▸ What to do
Repeat the listing exactly as given, omitting every image.

::::

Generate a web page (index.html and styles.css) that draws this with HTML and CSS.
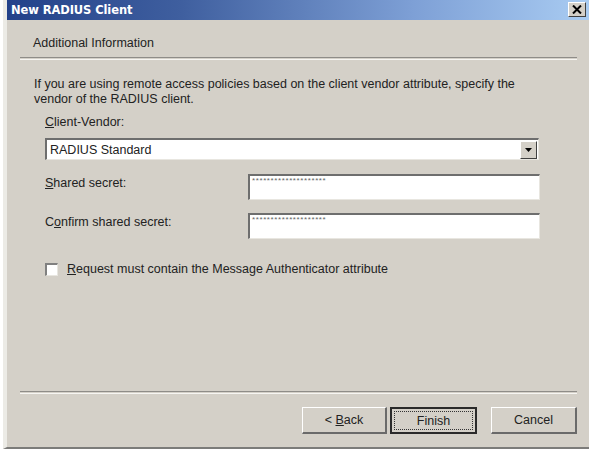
FILE: index.html
```html
<!DOCTYPE html>
<html>
<head>
<meta charset="utf-8">
<link rel="stylesheet" href="styles.css">
</head>
<body>
<div class="window">
  <div class="titlebar">
    <span class="title">New RADIUS Client</span>
    <span class="close">
      <svg width="10" height="9" viewBox="0 0 10 9"><path d="M1 0.5 L9 8.5 M9 0.5 L1 8.5" stroke="#000" stroke-width="2"/></svg>
    </span>
  </div>
  <div class="header">Additional Information</div>
  <div class="sep"></div>
  <div class="content">
    <p class="intro">If you are using remote access policies based on the client vendor attribute, specify the vendor of the RADIUS client.</p>
    <div class="controls">
      <div class="label"><u>C</u>lient-Vendor:</div>
      <div class="combo">
        <span class="combo-text">RADIUS Standard</span>
        <span class="combo-btn"><svg width="7" height="4" viewBox="0 0 7 4"><path d="M0 0 H7 L3.5 4 Z" fill="#000"/></svg></span>
      </div>
      <div class="field-row first">
        <div class="label"><u>S</u>hared secret:</div>
        <div class="input"><span class="stars">********************</span></div>
      </div>
      <div class="field-row">
        <div class="label">C<u>o</u>nfirm shared secret:</div>
        <div class="input"><span class="stars">********************</span></div>
      </div>
      <div class="check-row">
        <span class="checkbox"></span>
        <span class="label"><u>R</u>equest must contain the Message Authenticator attribute</span>
      </div>
    </div>
  </div>
  <div class="footer">
    <div class="sep"></div>
    <div class="buttons">
      <button class="btn back"><span>&lt; <u>B</u>ack</span></button>
      <button class="btn finish"><span class="focus">Finish</span></button>
      <button class="btn cancel"><span>Cancel</span></button>
    </div>
  </div>
</div>
</body>
</html>
```

FILE: styles.css
```css
html, body {
  margin: 0;
  padding: 0;
  background: #ffffff;
}

body {
  font-family: "Liberation Sans", Arial, sans-serif;
  font-size: 12.5px;
  color: #222222;
}

.window {
  margin-left: 3px;
  width: 586px;
  height: 449px;
  box-sizing: border-box;
  background: #d4d0c8;
  border-left: 4px solid #ecebe6;
  border-bottom: 2px solid #7c7c7a;
  display: flex;
  flex-direction: column;
}

.titlebar {
  height: 20px;
  flex: none;
  display: flex;
  align-items: center;
  justify-content: space-between;
  padding: 0 3px 0 4px;
  background: linear-gradient(to right, #23428a 0%, #3f5f9f 30%, #7ea0d6 70%, #a9ccf2 100%);
}

.title {
  font-family: "DejaVu Sans", Verdana, sans-serif;
  font-weight: bold;
  font-size: 11.5px;
  color: #ffffff;
  letter-spacing: -0.1px;
}

.close {
  width: 18px;
  height: 15px;
  box-sizing: border-box;
  background: #d4d0c8;
  border-top: 1px solid #ffffff;
  border-left: 1px solid #ffffff;
  border-right: 1px solid #404040;
  border-bottom: 1px solid #404040;
  display: flex;
  align-items: center;
  justify-content: center;
  margin-top: -1px;
}

.header {
  margin-top: 16px;
  padding-left: 26px;
  line-height: 14px;
  height: 14px;
}

.sep {
  height: 1px;
  border-top: 1px solid #8e8c88;
  border-bottom: 1px solid #f6f5f2;
  margin-left: 13px;
  margin-right: 12px;
}

.header + .sep {
  margin-top: 7px;
}

.content {
  padding-left: 27px;
}

.intro {
  margin: 17px 0 0 0;
  line-height: 15px;
  width: 496px;
}

.controls {
  padding-left: 11px;
  display: flex;
  flex-direction: column;
}

.label {
  line-height: 14px;
}

.controls > .label {
  margin-top: 8px;
}

.combo {
  margin-top: 9px;
  width: 494px;
  height: 22px;
  box-sizing: border-box;
  background: #ffffff;
  border-top: 2px solid #6e6e6e;
  border-left: 2px solid #6e6e6e;
  border-right: 1px solid #e8e6e0;
  border-bottom: 1px solid #e8e6e0;
  display: flex;
  align-items: center;
  justify-content: space-between;
}

.combo-text {
  padding-left: 3px;
}

.combo-btn {
  width: 17px;
  height: 18px;
  box-sizing: border-box;
  background: #d4d0c8;
  border-top: 1px solid #ffffff;
  border-left: 1px solid #ffffff;
  border-right: 1px solid #404040;
  border-bottom: 1px solid #404040;
  display: flex;
  align-items: center;
  justify-content: center;
  margin-right: 1px;
}

.field-row {
  display: grid;
  grid-template-columns: 203px 292px;
  margin-top: 13px;
}

.field-row.first {
  margin-top: 14px;
}

.field-row .label {
  padding-top: 2px;
}

.input {
  height: 26px;
  box-sizing: border-box;
  background: #ffffff;
  border-top: 2px solid #6e6e6e;
  border-left: 2px solid #6e6e6e;
  border-right: 1px solid #e8e6e0;
  border-bottom: 1px solid #e8e6e0;
}

.stars {
  display: block;
  font-size: 8px;
  line-height: 8px;
  padding-left: 2px;
  padding-top: 1px;
  color: #666666;
  letter-spacing: 0.6px;
}

.check-row {
  margin-top: 23px;
  display: flex;
  align-items: center;
  gap: 9px;
}

.checkbox {
  width: 13px;
  height: 13px;
  box-sizing: border-box;
  background: #ffffff;
  border-top: 2px solid #808080;
  border-left: 2px solid #808080;
  border-right: 1px solid #e8e6e0;
  border-bottom: 1px solid #e8e6e0;
}

.footer {
  margin-top: auto;
  padding-bottom: 13px;
}

.footer .sep {
  margin-bottom: 13px;
}

.buttons {
  display: flex;
  justify-content: flex-end;
  padding-right: 12px;
}

.btn {
  height: 27px;
  box-sizing: border-box;
  font-family: "Liberation Sans", Arial, sans-serif;
  font-size: 12.5px;
  color: #222222;
  background: #d4d0c8;
  border-top: 1px solid #ffffff;
  border-left: 1px solid #ffffff;
  border-right: 2px solid #6a6a6a;
  border-bottom: 2px solid #6a6a6a;
  padding: 0;
  display: flex;
  align-items: center;
  justify-content: center;
}

.back {
  width: 85px;
}

.finish {
  width: 87px;
  margin-left: 3px;
  border: 2px solid #2a2a2a;
  padding: 2px;
}

.focus {
  flex: 1;
  align-self: stretch;
  border: 1px dotted #333333;
  display: flex;
  align-items: center;
  justify-content: center;
}

.cancel {
  width: 86px;
  margin-left: 14px;
}
```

::::

▸ Written response
Generate a web page (index.html and styles.css) that draws this with HTML and CSS.
FILE: index.html
```html
<!DOCTYPE html>
<html>
<head>
<meta charset="utf-8">
<link rel="stylesheet" href="styles.css">
</head>
<body>
<div class="window">
  <div class="titlebar">
    <span class="title">New RADIUS Client</span>
    <span class="close">
      <svg width="10" height="9" viewBox="0 0 10 9"><path d="M1 0.5 L9 8.5 M9 0.5 L1 8.5" stroke="#000" stroke-width="2"/></svg>
    </span>
  </div>
  <div class="header">Additional Information</div>
  <div class="sep"></div>
  <div class="content">
    <p class="intro">If you are using remote access policies based on the client vendor attribute, specify the vendor of the RADIUS client.</p>
    <div class="controls">
      <div class="label"><u>C</u>lient-Vendor:</div>
      <div class="combo">
        <span class="combo-text">RADIUS Standard</span>
        <span class="combo-btn"><svg width="7" height="4" viewBox="0 0 7 4"><path d="M0 0 H7 L3.5 4 Z" fill="#000"/></svg></span>
      </div>
      <div class="field-row first">
        <div class="label"><u>S</u>hared secret:</div>
        <div class="input"><span class="stars">********************</span></div>
      </div>
      <div class="field-row">
        <div class="label">C<u>o</u>nfirm shared secret:</div>
        <div class="input"><span class="stars">********************</span></div>
      </div>
      <div class="check-row">
        <span class="checkbox"></span>
        <span class="label"><u>R</u>equest must contain the Message Authenticator attribute</span>
      </div>
    </div>
  </div>
  <div class="footer">
    <div class="sep"></div>
    <div class="buttons">
      <button class="btn back"><span>&lt; <u>B</u>ack</span></button>
      <button class="btn finish"><span class="focus">Finish</span></button>
      <button class="btn cancel"><span>Cancel</span></button>
    </div>
  </div>
</div>
</body>
</html>
```

FILE: styles.css
```css
html, body {
  margin: 0;
  padding: 0;
  background: #ffffff;
}

body {
  font-family: "Liberation Sans", Arial, sans-serif;
  font-size: 12.5px;
  color: #222222;
}

.window {
  margin-left: 3px;
  width: 586px;
  height: 449px;
  box-sizing: border-box;
  background: #d4d0c8;
  border-left: 4px solid #ecebe6;
  border-bottom: 2px solid #7c7c7a;
  display: flex;
  flex-direction: column;
}

.titlebar {
  height: 20px;
  flex: none;
  display: flex;
  align-items: center;
  justify-content: space-between;
  padding: 0 3px 0 4px;
  background: linear-gradient(to right, #23428a 0%, #3f5f9f 30%, #7ea0d6 70%, #a9ccf2 100%);
}

.title {
  font-family: "DejaVu Sans", Verdana, sans-serif;
  font-weight: bold;
  font-size: 11.5px;
  color: #ffffff;
  letter-spacing: -0.1px;
}

.close {
  width: 18px;
  height: 15px;
  box-sizing: border-box;
  background: #d4d0c8;
  border-top: 1px solid #ffffff;
  border-left: 1px solid #ffffff;
  border-right: 1px solid #404040;
  border-bottom: 1px solid #404040;
  display: flex;
  align-items: center;
  justify-content: center;
  margin-top: -1px;
}

.header {
  margin-top: 16px;
  padding-left: 26px;
  line-height: 14px;
  height: 14px;
}

.sep {
  height: 1px;
  border-top: 1px solid #8e8c88;
  border-bottom: 1px solid #f6f5f2;
  margin-left: 13px;
  margin-right: 12px;
}

.header + .sep {
  margin-top: 7px;
}

.content {
  padding-left: 27px;
}

.intro {
  margin: 17px 0 0 0;
  line-height: 15px;
  width: 496px;
}

.controls {
  padding-left: 11px;
  display: flex;
  flex-direction: column;
}

.label {
  line-height: 14px;
}

.controls > .label {
  margin-top: 8px;
}

.combo {
  margin-top: 9px;
  width: 494px;
  height: 22px;
  box-sizing: border-box;
  background: #ffffff;
  border-top: 2px solid #6e6e6e;
  border-left: 2px solid #6e6e6e;
  border-right: 1px solid #e8e6e0;
  border-bottom: 1px solid #e8e6e0;
  display: flex;
  align-items: center;
  justify-content: space-between;
}

.combo-text {
  padding-left: 3px;
}

.combo-btn {
  width: 17px;
  height: 18px;
  box-sizing: border-box;
  background: #d4d0c8;
  border-top: 1px solid #ffffff;
  border-left: 1px solid #ffffff;
  border-right: 1px solid #404040;
  border-bottom: 1px solid #404040;
  display: flex;
  align-items: center;
  justify-content: center;
  margin-right: 1px;
}

.field-row {
  display: grid;
  grid-template-columns: 203px 292px;
  margin-top: 13px;
}

.field-row.first {
  margin-top: 14px;
}

.field-row .label {
  padding-top: 2px;
}

.input {
  height: 26px;
  box-sizing: border-box;
  background: #ffffff;
  border-top: 2px solid #6e6e6e;
  border-left: 2px solid #6e6e6e;
  border-right: 1px solid #e8e6e0;
  border-bottom: 1px solid #e8e6e0;
}

.stars {
  display: block;
  font-size: 8px;
  line-height: 8px;
  padding-left: 2px;
  padding-top: 1px;
  color: #666666;
  letter-spacing: 0.6px;
}

.check-row {
  margin-top: 23px;
  display: flex;
  align-items: center;
  gap: 9px;
}

.checkbox {
  width: 13px;
  height: 13px;
  box-sizing: border-box;
  background: #ffffff;
  border-top: 2px solid #808080;
  border-left: 2px solid #808080;
  border-right: 1px solid #e8e6e0;
  border-bottom: 1px solid #e8e6e0;
}

.footer {
  margin-top: auto;
  padding-bottom: 13px;
}

.footer .sep {
  margin-bottom: 13px;
}

.buttons {
  display: flex;
  justify-content: flex-end;
  padding-right: 12px;
}

.btn {
  height: 27px;
  box-sizing: border-box;
  font-family: "Liberation Sans", Arial, sans-serif;
  font-size: 12.5px;
  color: #222222;
  background: #d4d0c8;
  border-top: 1px solid #ffffff;
  border-left: 1px solid #ffffff;
  border-right: 2px solid #6a6a6a;
  border-bottom: 2px solid #6a6a6a;
  padding: 0;
  display: flex;
  align-items: center;
  justify-content: center;
}

.back {
  width: 85px;
}

.finish {
  width: 87px;
  margin-left: 3px;
  border: 2px solid #2a2a2a;
  padding: 2px;
}

.focus {
  flex: 1;
  align-self: stretch;
  border: 1px dotted #333333;
  display: flex;
  align-items: center;
  justify-content: center;
}

.cancel {
  width: 86px;
  margin-left: 14px;
}
```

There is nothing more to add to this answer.